When I start my full-internship next Fall, I plan to use a Classroom Blog from the first day.  Blogging allows students who are quiet in person the opportunity to speak-up through their words. I also love the commenting abilities of a Classroom Blog.  Not only does this allow my as the teacher to provide formative feedback to my students, but also allows them to give constructive feedback to their peers.

If you haven’t tried blogging with your class yet, I highly recommend it.

Happy Blogging!

Why do I want to be a Teacher?

Photo By: Schristia

The road that led me into my decision to become a teacher is one that was/is full of unexpected twists and turns.  When I was nearing graduation from high school, I had been actively involved with my churches youth group and really enjoyed mentoring young people.  This led me to choose taking a Youth Leadership program with the intention of becoming a youth pastor.  My first attempt at post-secondary education did not end all that well (described here), but I still found myself led to work with students. Through a mix of connections and luck, I was able to land a job in Fort Qu’Appelle as an Education Assistant in their high school. This job confirmed that I wanted to work with young people and that I really enjoyed working within the school system.  My past experiences of failure will help (I think) me to connect with students who have always thought they are not ‘good’ at school.  I firmly believe that failure is one of the best teachers and hope to help my students learn through their failures.

Photo By: mlleOO

The first chapter of Becoming a Teacher asks its readers “Why do you want to become a teacher?” and proceeds to list a number of reasons why people choose to become teachers.  One of the exercises in the book shows twelve different reasons why people become teachers and then asks the reader to rate them on a scale of 1 to 5 (1 being ‘Very Applicable’ and 5 ‘Not Applicable) as to how relevant these reasons where to their decision to become a teacher. This is how I scored myself:

A Passion for Learning: 1 –I hadn’t thought of this before reading this chapter, but I really do have an extreme passion for learning.  I love having new experiences, seeing new things, and challenging myself to learn something I don’t know. 

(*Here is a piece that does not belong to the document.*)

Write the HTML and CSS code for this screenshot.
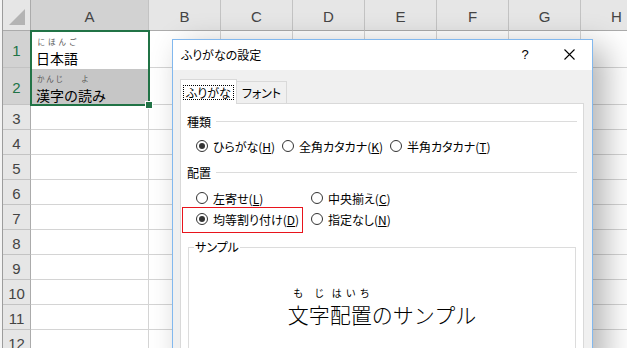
FILE: index.html
```html
<html>
    <head>
        <meta charset="UTF-8">
        <title>ふりがなの設定</title>
        <link rel="stylesheet" href="styles.css">
    </head>

    <body>
        <div class="window">
            <div class="edge"></div>

            <!-- Worksheet -->
            <div class="sheet">
                <div class="corner">
                    <svg width="17" height="17" viewBox="0 0 17 17"><polygon points="16,0 16,16 0,16" fill="#b4b4b4"/></svg>
                </div>
                <div class="colhead sel">A</div>
                <div class="colhead">B</div>
                <div class="colhead">C</div>
                <div class="colhead">D</div>
                <div class="colhead">E</div>
                <div class="colhead">F</div>
                <div class="colhead">G</div>
                <div class="colhead">H</div>

                <div class="rowhead sel">1</div>
                <div class="range">
                    <div class="cell-in a1">
                        <div class="word"><div class="furi"><span>に</span><span>ほ</span><span>ん</span><span>ご</span></div><span class="base">日本語</span></div>
                    </div>
                    <div class="cell-in a2">
                        <div class="word"><div class="furi"><span>か</span><span>ん</span><span>じ</span></div><span class="base">漢字</span></div>
                        <span class="base">の</span>
                        <div class="word"><div class="furi"><span>よ</span></div><span class="base">読</span></div>
                        <span class="base">み</span>
                    </div>
                    <span class="handle"></span>
                </div>
                <div class="cell"></div><div class="cell"></div><div class="cell"></div><div class="cell"></div><div class="cell"></div><div class="cell"></div><div class="cell"></div>

                <div class="rowhead sel">2</div>
                <div class="cell"></div><div class="cell"></div><div class="cell"></div><div class="cell"></div><div class="cell"></div><div class="cell"></div><div class="cell"></div>

                <div class="rowhead">3</div>
                <div class="cell"></div><div class="cell"></div><div class="cell"></div><div class="cell"></div><div class="cell"></div><div class="cell"></div><div class="cell"></div><div class="cell"></div>
                <div class="rowhead">4</div>
                <div class="cell"></div><div class="cell"></div><div class="cell"></div><div class="cell"></div><div class="cell"></div><div class="cell"></div><div class="cell"></div><div class="cell"></div>
                <div class="rowhead">5</div>
                <div class="cell"></div><div class="cell"></div><div class="cell"></div><div class="cell"></div><div class="cell"></div><div class="cell"></div><div class="cell"></div><div class="cell"></div>
                <div class="rowhead">6</div>
                <div class="cell"></div><div class="cell"></div><div class="cell"></div><div class="cell"></div><div class="cell"></div><div class="cell"></div><div class="cell"></div><div class="cell"></div>
                <div class="rowhead">7</div>
                <div class="cell"></div><div class="cell"></div><div class="cell"></div><div class="cell"></div><div class="cell"></div><div class="cell"></div><div class="cell"></div><div class="cell"></div>
                <div class="rowhead">8</div>
                <div class="cell"></div><div class="cell"></div><div class="cell"></div><div class="cell"></div><div class="cell"></div><div class="cell"></div><div class="cell"></div><div class="cell"></div>
                <div class="rowhead">9</div>
                <div class="cell"></div><div class="cell"></div><div class="cell"></div><div class="cell"></div><div class="cell"></div><div class="cell"></div><div class="cell"></div><div class="cell"></div>
                <div class="rowhead">10</div>
                <div class="cell"></div><div class="cell"></div><div class="cell"></div><div class="cell"></div><div class="cell"></div><div class="cell"></div><div class="cell"></div><div class="cell"></div>
                <div class="rowhead">11</div>
                <div class="cell"></div><div class="cell"></div><div class="cell"></div><div class="cell"></div><div class="cell"></div><div class="cell"></div><div class="cell"></div><div class="cell"></div>
                <div class="rowhead">12</div>
                <div class="cell"></div><div class="cell"></div><div class="cell"></div><div class="cell"></div><div class="cell"></div><div class="cell"></div><div class="cell"></div><div class="cell"></div>
            </div>
        </div>

        <!-- Dialog -->
        <div class="dialog">
            <div class="titlebar">
                <div class="title">ふりがなの設定</div>
                <div class="tbtn help">?</div>
                <div class="tbtn close">
                    <svg width="11" height="11" viewBox="0 0 11 11"><path d="M0.5 0.5 L10.5 10.5 M10.5 0.5 L0.5 10.5" stroke="#000" stroke-width="1.1" fill="none"/></svg>
                </div>
            </div>

            <div class="dlg-body">
                <div class="tabs">
                    <div class="tab active"><span class="focus">ふりがな</span></div>
                    <div class="tab">フォント</div>
                </div>

                <div class="panel">
                    <div class="group-title"><span>種類</span><div class="rule"></div></div>
                    <div class="radio-row">
                        <div class="radio w86"><span class="dot on"></span><span>ひらがな(<u>H</u>)</span></div>
                        <div class="radio w108"><span class="dot"></span><span>全角カタカナ(<u>K</u>)</span></div>
                        <div class="radio"><span class="dot"></span><span>半角カタカナ(<u>T</u>)</span></div>
                    </div>

                    <div class="group-title g2"><span>配置</span><div class="rule"></div></div>
                    <div class="radio-row r2">
                        <div class="radio w115"><span class="dot"></span><span>左寄せ(<u>L</u>)</span></div>
                        <div class="radio"><span class="dot"></span><span>中央揃え(<u>C</u>)</span></div>
                    </div>
                    <div class="radio-row r3">
                        <div class="radio w115 marked"><span class="dot on"></span><span>均等割り付け(<u>D</u>)</span></div>
                        <div class="radio"><span class="dot"></span><span>指定なし(<u>N</u>)</span></div>
                    </div>

                    <fieldset class="sample">
                        <legend>サンプル</legend>
                        <div class="sample-line">
                            <div class="word"><div class="furi"><span>も</span></div><span class="base">文</span></div>
                            <div class="word"><div class="furi"><span>じ</span></div><span class="base">字</span></div>
                            <div class="word"><div class="furi"><span>は</span><span>い</span><span>ち</span></div><span class="base">配置</span></div>
                            <span class="base">のサンプル</span>
                        </div>
                    </fieldset>
                </div>
            </div>
        </div>
    </body>
</html>
```

FILE: styles.css
```css
body{
    margin: 0;
    width: 627px;
    height: 348px;
    overflow: hidden;
    position: relative;
    background-color: #fff;
    font-family: "Noto Sans CJK JP", sans-serif;
}

.window{
    display: flex;
}

.edge{
    flex: none;
    width: 3px;
    box-sizing: border-box;
    background-color: #f4f4f4;
    border-right: 1px solid #9c9c9c;
}

/* Worksheet grid */
.sheet{
    flex: none;
    display: grid;
    grid-template-columns: 28px 118px repeat(7, 72px);
    grid-template-rows: 31px 37px 37px repeat(10, 25px);
}

.sheet > div{
    box-sizing: border-box;
}

.corner{
    display: flex;
    align-items: flex-end;
    justify-content: flex-end;
    padding: 0 4px 4px 0;
    background-color: #e6e6e6;
    border-right: 1px solid #ababab;
    border-bottom: 1px solid #ababab;
}

.colhead{
    display: flex;
    align-items: center;
    justify-content: center;
    padding-top: 2px;
    background-color: #e6e6e6;
    border-right: 1px solid #c3c3c3;
    border-bottom: 1px solid #ababab;
    font: 15px "Liberation Sans", sans-serif;
    color: #444;
}

.rowhead{
    display: flex;
    align-items: center;
    justify-content: center;
    padding-top: 2px;
    background-color: #e6e6e6;
    border-right: 1px solid #ababab;
    border-bottom: 1px solid #c3c3c3;
    font: 15px "Liberation Sans", sans-serif;
    color: #444;
}

.colhead.sel, .rowhead.sel{
    background-color: #d2d2d2;
}

.rowhead.sel{
    color: #217346;
}

.cell{
    border-right: 1px solid #d4d4d4;
    border-bottom: 1px solid #d4d4d4;
}

/* Selected range A1:A2 */
.range{
    grid-column: 2;
    grid-row: 2 / span 2;
    margin: -1px;
    position: relative;
    z-index: 1;
    display: flex;
    flex-direction: column;
    border: 2px solid #217346;
}

.cell-in{
    flex: 1;
    display: flex;
    align-items: flex-end;
    padding: 0 0 2px 4px;
    font-size: 14px;
}

.a1{
    background-color: #fff;
}

.a2{
    background-color: #c6c6c6;
    padding-bottom: 0;
}

.handle{
    position: absolute;
    right: -5px;
    bottom: -5px;
    width: 6px;
    height: 6px;
    background-color: #217346;
    border: 1px solid #fff;
}

/* Words with furigana */
.word{
    display: inline-flex;
    flex-direction: column;
}

.furi{
    display: flex;
    justify-content: space-around;
    font-size: 7.5px;
    line-height: 10px;
    margin-bottom: 2px;
    color: #555;
}

.base{
    line-height: 18px;
    color: #000;
}

/* Dialog */
.dialog{
    position: absolute;
    left: 172px;
    top: 39px;
    width: 421px;
    height: 330px;
    box-sizing: border-box;
    border: 1px solid #82b8ee;
    background-color: #f0f0f0;
    box-shadow: 12px 8px 30px rgba(0, 0, 0, 0.3);
    font-size: 12px;
    font-feature-settings: "palt";
    color: #000;
}

.titlebar{
    display: flex;
    align-items: center;
    height: 30px;
    padding: 0 0 1px 8px;
    box-sizing: border-box;
    background-color: #fff;
}

.title{
    flex: 1;
    font-size: 12px;
}

.tbtn{
    display: flex;
    align-items: center;
    justify-content: center;
    height: 100%;
}

.help{
    width: 42px;
    font: 13px "Liberation Sans", sans-serif;
}

.close{
    width: 46px;
}

.dlg-body{
    padding: 9px 8px 0 7px;
}

.tabs{
    display: flex;
    align-items: flex-end;
    height: 24px;
    position: relative;
    z-index: 1;
}

.tab{
    display: flex;
    align-items: center;
    justify-content: center;
    box-sizing: border-box;
    height: 22px;
    width: 50px;
    border: 1px solid #d9d9d9;
    border-bottom: none;
    border-left: none;
}

.tab.active{
    height: 25px;
    width: 57px;
    margin-bottom: -1px;
    border-left: 1px solid #d9d9d9;
    background-color: #fff;
}

.focus{
    padding: 0 2px;
    outline: 1px dotted #000;
    line-height: 13px;
}

.panel{
    height: 260px;
    padding: 9px 6px 0 6px;
    border: 1px solid #d9d9d9;
    background-color: #fff;
}

.group-title{
    display: flex;
    align-items: center;
    gap: 5px;
    height: 16px;
}

.group-title.g2{
    margin-top: 9px;
}

.rule{
    flex: 1;
    height: 1px;
    background-color: #dcdcdc;
}

.radio-row{
    display: flex;
    align-items: center;
    height: 18px;
    margin-top: 8px;
    padding-left: 9px;
}

.radio-row.r2{
    margin-top: 9px;
}

.radio-row.r3{
    margin-top: 3px;
}

.radio{
    display: flex;
    align-items: center;
    gap: 5px;
    height: 18px;
    white-space: nowrap;
    position: relative;
}

.w86{ width: 86px; }
.w108{ width: 108px; }
.w115{ width: 115px; }

.dot{
    flex: none;
    width: 12px;
    height: 12px;
    box-sizing: border-box;
    border: 1px solid #333;
    border-radius: 50%;
    display: flex;
    align-items: center;
    justify-content: center;
}

.dot.on::after{
    content: "";
    width: 6px;
    height: 6px;
    border-radius: 50%;
    background-color: #333;
}

/* red annotation box */
.marked::after{
    content: "";
    position: absolute;
    left: -14px;
    top: -3px;
    width: 121px;
    height: 26px;
    box-sizing: border-box;
    border: 1px solid #e8141c;
}

.sample{
    margin: 11px 0 0 1px;
    width: 388px;
    height: 120px;
    box-sizing: border-box;
    padding: 0 5px;
    border: 1px solid #dcdcdc;
}

.sample legend{
    padding: 0 1px;
    line-height: 16px;
}

.sample-line{
    display: flex;
    justify-content: center;
    align-items: flex-end;
    margin-top: 31px;
    font-feature-settings: normal;
}

.sample-line .base{
    font-size: 21px;
    line-height: 24px;
    font-weight: 300;
}

.sample-line .furi{
    font-size: 10px;
    line-height: 14px;
    color: #000;
}
```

Success as a Student: 4 – I had moderate success in high school, but my first experience with post-secondary education ended in failure so I’m not sure this had anything to do with my becoming a teacher.  The success I am currently experiencing, though, affirms that I have made the right choice in a career.

Good Sense of Humour: 5 – Do I have a good sense of humour? That’s really hard question for me to answer.  I guess I think I’m funny at times.  That said, this did not play into my decision making at all.

Positive Attitude Towards Students: 2 – Working as an aide, I loved being able to encourage students who thought they were not ‘smart’ enough to do well in school.  I like interacting with students (even the ones considered ‘trouble-makers’) and love seeing them try their hardest.

Tolerance Towards Others: 5 – Though I would consider myself a very tolerant person, I cannot think of a time I have ever though “Hey… I’m tolerant… I should become a teacher.”

Patience: 3 – This attribute did not play into my choice to become a teacher, but once I had decided to become a teacher, it factored into deciding to be a middle-years (Grades 5,6,7,8) teacher.

Good Verbal and Writing Skills: 4 – I am glad that I have some communication skills, but I think I would have chosen to become a teacher without them.

Appreciation for the Arts: 3 – I like going to the theatre, the symphony, and concerts, but those didn’t play into my choice. I did, however, have amazing experiences with my Drama teachers in Jr. High and High School.

Experiences working with children: 2 – I really like working with young people.  I feel that they bring out some of my best attributes and skills.

Other Teacher’s in the Family: 4 – Though I have other teachers in the family, their choice in a career played very little into my choice to become a teacher.

Encouragement from family members to enter teaching: 1 – The most important people in my life have told me that they think I should be a teacher and I think this played heavily into my choice to become a teacher.

Desire to serve students and the community: 3 – Community is something I want to be able to foster throughout my life, and I think teaching will be an excellent way of helping me to do this.  That said, I didn’t decide to become a teacher specifically because I would get to serve the community and students, but is a perk of my choice.

Photo By: mike@bensalem

Out of the list here, it is pretty clear to me that my choice to become a teacher is most related to my passion for learning and on the encouragement of my family and close friends.  This initial idea is than confirmed and supported by the personality attributes I have and my desire to see growth in young people.  So… I guess that’s why I want to become a teacher.